Claire est une adorable fillette. Elle est jolie, gracile, de longs cheveux bruns et un sourire enchanteur qui l'érige en icône absolue de l'Innocence enfantine.

C'est aussi une bonne élève, qui arrête de bavarder si lui fait la remarque, s'applique quand elle doit faire un exercice, la petite que l'on félicite, que l'on encourage, que l'on regarde grandir avec une certaine foi en l'avenir..

Contrairement à d'autres qui, déjà, se muent en adolescentes renfrognées, Claire demeure une petite fille. Elle a une voix douce, un regard timide, elle semble si fragile.

En même temps, de cette toute petite chose se dégage une vraie personnalité. Elle semble à l'aise, a des amies, n'hésite pas à prendre la parole, pourvu qu'elle ait quelque chose à dire.

 

Elle est toujours là, Claire. Je n'ai pas le souvenir qu'elle ait manqué un seul jour. Lorsque les élèves entrent, elle se dirige immanquablement vers sa table, reste debout jusqu'à ce que je donne l'ordre de s'asseoir, puis elle sort ses affaires et attend, disciplinée, le silence des moins sage. Claire est tellement là que je ne la remarque plus.

 

 

Aujourd'hui, pourtant, Claire était absente. Elle n'était pas là et je ne l'ai pas remarqué tout de suite.
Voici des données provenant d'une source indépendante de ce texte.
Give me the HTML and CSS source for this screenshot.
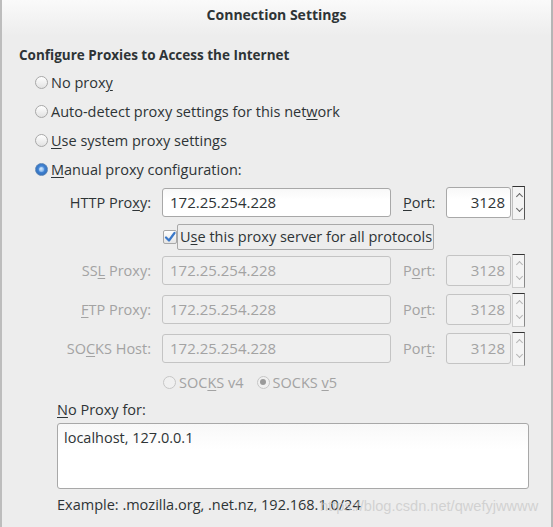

Il a fallu que deux de ses amies viennent me trouver, un peu gauches, un peu émues, pour me dire que Claire ne viendrait pas. « Un problème familial » m'a-t-on dit.

« Ce n'est pas trop grave j'espère ? » ai-je demandé distraitement, imaginant quelque événement sans conséquence.

 

Claire était absente et c'était la première fois.

Elle reviendra demain ou dans quelques jours, elle reprendra sa place habituelle, le monde aura l'air d'avoir si peu tourné, et pourtant. Je ne pourrai plus la regarder sans voir la béance qu'elle porte désormais en elle.

 

 



Claire ne sera plus jamais la même.

Sa mère est morte ce week-end.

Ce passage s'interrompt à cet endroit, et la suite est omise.